When the Phisgoc was created with POC President Ricky Vargas as one of three prime convenors, no problem would arise in matters of who would manage the 2019 SEAG. Butch was clear on this. The Phisgoc is just an organizing committee, tasked with attending to the logistical needs of the upcoming SEAG. President Duterte himself was the effective chairman of Phisgoc. Three officials, as discussed above,  were designated co-chairmen of the ad hoc  organizing committee  — Former Foreign affairs secretary Alan Peter Cayetano, POC President Ricky Vargas and Butch himself, in his capacity as PSC chairman.

But then, beginning at the end of first quarter of 2019, the struggle for leadership in the POC was getting intense. That was when Vargas deposed Cojuangco as POC president via regular elections. Of the 43 voting members of the POC, all heads of NSAs, Vargas garnered 24 while Cojuangco managed to salvage just 15.

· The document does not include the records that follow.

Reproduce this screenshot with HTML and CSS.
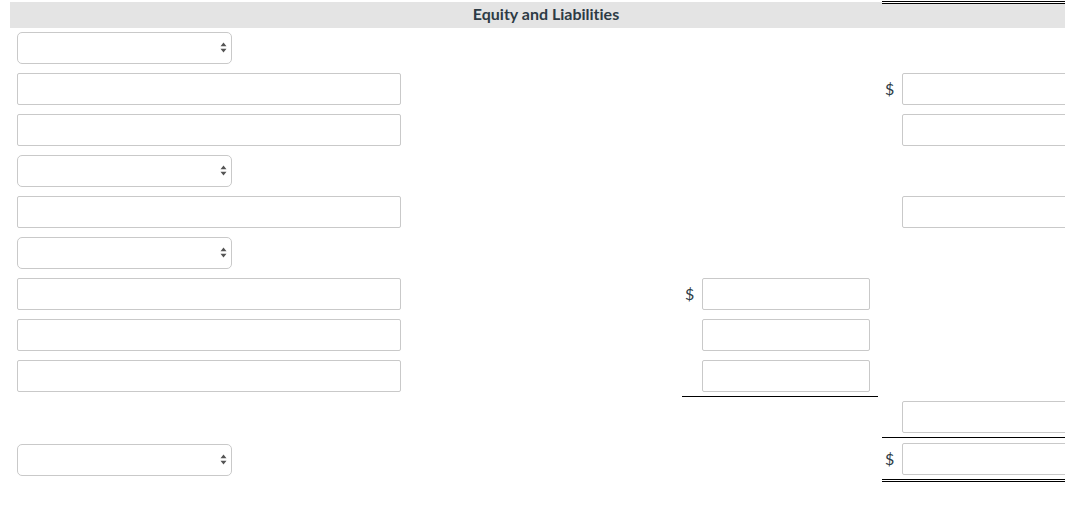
FILE: index.html
```html
<!DOCTYPE html>
<html>
<head>
<meta charset="utf-8">
<link rel="stylesheet" href="styles.css">
</head>
<body>
<div class="head">Equity and Liabilities</div>
<div class="sheet">
  <!-- row 1 -->
  <div class="c l"><div class="sel"><select></select><svg class="arr" width="7" height="11" viewBox="0 0 7 11"><path d="M0.5 4.2 L3.5 0.5 L6.5 4.2 Z M0.5 6.8 L3.5 10.5 L6.5 6.8 Z" fill="#555"/></svg></div></div>
  <div class="c m"></div>
  <div class="c r"></div>
  <!-- row 2 -->
  <div class="c l"><input class="txt wide" type="text"></div>
  <div class="c m"></div>
  <div class="c r"><span class="cur">$</span><input class="txt num" type="text"></div>
  <!-- row 3 -->
  <div class="c l"><input class="txt wide" type="text"></div>
  <div class="c m"></div>
  <div class="c r"><span class="cur"></span><input class="txt num" type="text"></div>
  <!-- row 4 -->
  <div class="c l"><div class="sel"><select></select><svg class="arr" width="7" height="11" viewBox="0 0 7 11"><path d="M0.5 4.2 L3.5 0.5 L6.5 4.2 Z M0.5 6.8 L3.5 10.5 L6.5 6.8 Z" fill="#555"/></svg></div></div>
  <div class="c m"></div>
  <div class="c r"></div>
  <!-- row 5 -->
  <div class="c l"><input class="txt wide" type="text"></div>
  <div class="c m"></div>
  <div class="c r"><span class="cur"></span><input class="txt num" type="text"></div>
  <!-- row 6 -->
  <div class="c l"><div class="sel"><select></select><svg class="arr" width="7" height="11" viewBox="0 0 7 11"><path d="M0.5 4.2 L3.5 0.5 L6.5 4.2 Z M0.5 6.8 L3.5 10.5 L6.5 6.8 Z" fill="#555"/></svg></div></div>
  <div class="c m"></div>
  <div class="c r"></div>
  <!-- row 7 -->
  <div class="c l"><input class="txt wide" type="text"></div>
  <div class="c m"><span class="cur">$</span><input class="txt num" type="text"></div>
  <div class="c r"></div>
  <!-- row 8 -->
  <div class="c l"><input class="txt wide" type="text"></div>
  <div class="c m"><span class="cur"></span><input class="txt num" type="text"></div>
  <div class="c r"></div>
  <!-- row 9 -->
  <div class="c l"><input class="txt wide" type="text"></div>
  <div class="c m single"><span class="cur"></span><input class="txt num" type="text"></div>
  <div class="c r"></div>
  <!-- row 10 -->
  <div class="c l"></div>
  <div class="c m"></div>
  <div class="c r single"><span class="cur"></span><input class="txt num" type="text"></div>
  <!-- row 11 -->
  <div class="c l last"><div class="sel"><select></select><svg class="arr" width="7" height="11" viewBox="0 0 7 11"><path d="M0.5 4.2 L3.5 0.5 L6.5 4.2 Z M0.5 6.8 L3.5 10.5 L6.5 6.8 Z" fill="#555"/></svg></div></div>
  <div class="c m last"></div>
  <div class="c r last double"><span class="cur">$</span><input class="txt num" type="text"></div>
</div>
</body>
</html>
```
FILE: styles.css
```css
html {
  overflow: hidden;
}
body {
  margin: 0;
  padding: 0 0 0 10px;
  font-family: Lato, "Noto Sans", sans-serif;
  color: #2d3b45;
  background: #fff;
}
.head {
  margin-top: 1px;
  width: 1072px;
  height: 27px;
  box-sizing: border-box;
  padding-top: 0;
  line-height: 26px;
  font-size: 16px;
  font-weight: 700;
  font-variant-ligatures: none;
  text-align: center;
  color: #2d3b45;
  background:
    linear-gradient(#000, #000) 872px 0 / 200px 1px no-repeat,
    linear-gradient(#fff, #fff) 872px 1px / 200px 1px no-repeat,
    linear-gradient(#000, #000) 872px 2px / 200px 1px no-repeat,
    linear-gradient(#e4e4e4, #e4e4e4) 0 1px / 100% 26px no-repeat;
}
.sheet {
  display: grid;
  width: 1072px;
  grid-template-columns: 668px 196px 200px;
  column-gap: 4px;
}
.c {
  display: flex;
  align-items: center;
  height: 41px;
  box-sizing: border-box;
  padding: 4px 0 5px;
}
.l {
  padding-left: 7px;
}
.last {
  height: 44px;
  padding-top: 5px;
}
.single {
  border-bottom: 1px solid #000;
  padding-bottom: 4px;
}
.double {
  border-bottom: 3px double #000;
  padding-bottom: 4px;
}
.cur {
  width: 20px;
  flex: none;
  box-sizing: border-box;
  padding-left: 3px;
  text-align: left;
  font-size: 16px;
  line-height: 32px;
  color: #2d3b45;
}
.txt {
  box-sizing: border-box;
  height: 32px;
  margin: 0;
  padding: 0 6px;
  border: 1px solid #c9c9c9;
  border-radius: 2px;
  background: #fff;
  font-family: Lato, sans-serif;
  font-size: 14px;
  outline: none;
}
.wide {
  width: 384px;
}
.num {
  width: 168px;
  flex: none;
}
.sel {
  position: relative;
  width: 215px;
  height: 32px;
}
.sel select {
  -webkit-appearance: none;
  appearance: none;
  display: block;
  width: 215px;
  height: 32px;
  margin: 0;
  box-sizing: border-box;
  border: 1px solid #c9c9c9;
  border-radius: 5px;
  background: #fff;
  font-family: Lato, sans-serif;
  font-size: 14px;
  outline: none;
}
.arr {
  position: absolute;
  right: 5px;
  top: 10px;
  pointer-events: none;
}
```
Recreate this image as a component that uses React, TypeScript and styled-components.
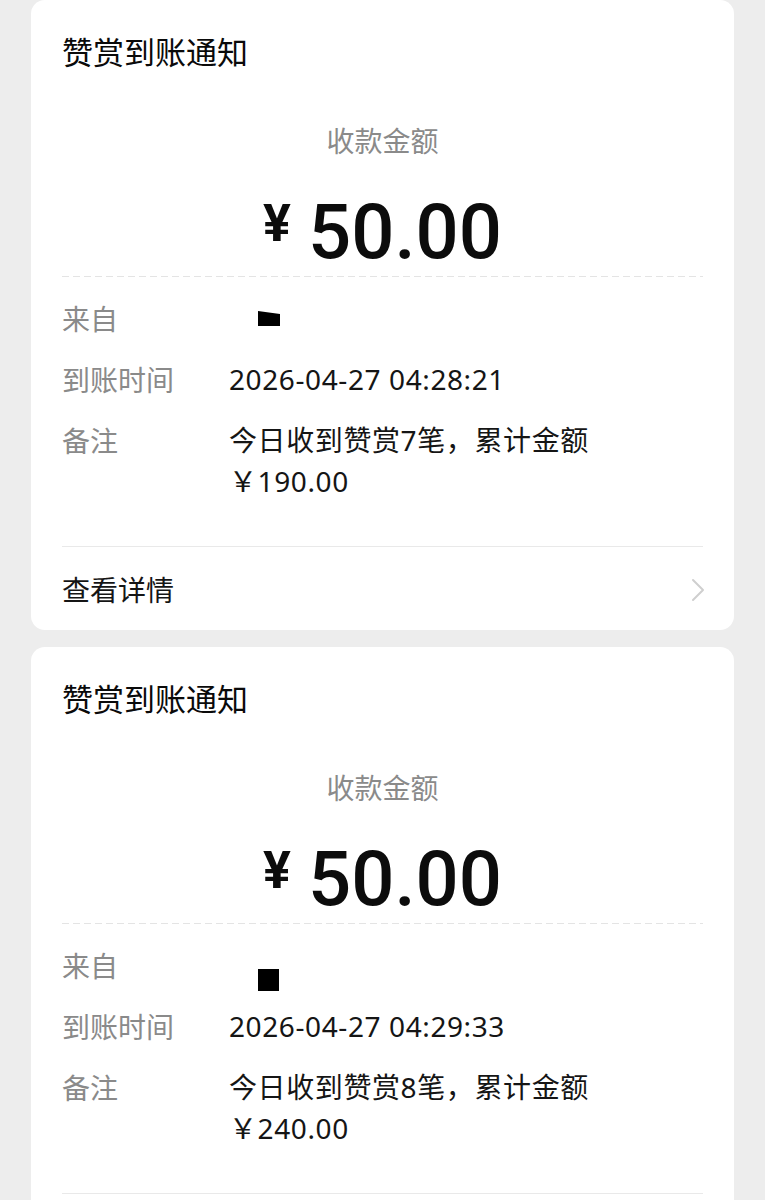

Not quite calling it quits in the leadership intramurals at POC, Cojuangco and his loyalists in the POC Executive Board called that “special board meeting” which resolved to make Vargas explain why he should not be charged with committing conflict of interest in actively participating in the creation of the Phisgoc, knowing full well that such move would amount to a usurpation of POC power to hold the SEAG. A letter to that effect sent to Vargas by the Cojuangco group ultimately enraged Vargas. At the POC general assembly on May 27, 2019, Vargas announced the firing of Cojuangco and his coterie in the POC executive board from their appointive positions. Eventual circumstances must prove favorable to Cojuangco’s clique. What amount of pressure was made to bear upon Vargas after that is not immediately known, but not long after the dismissal of the Cojuangco group from their posts, Vargas met the press and announced that he was resigning as President of POC.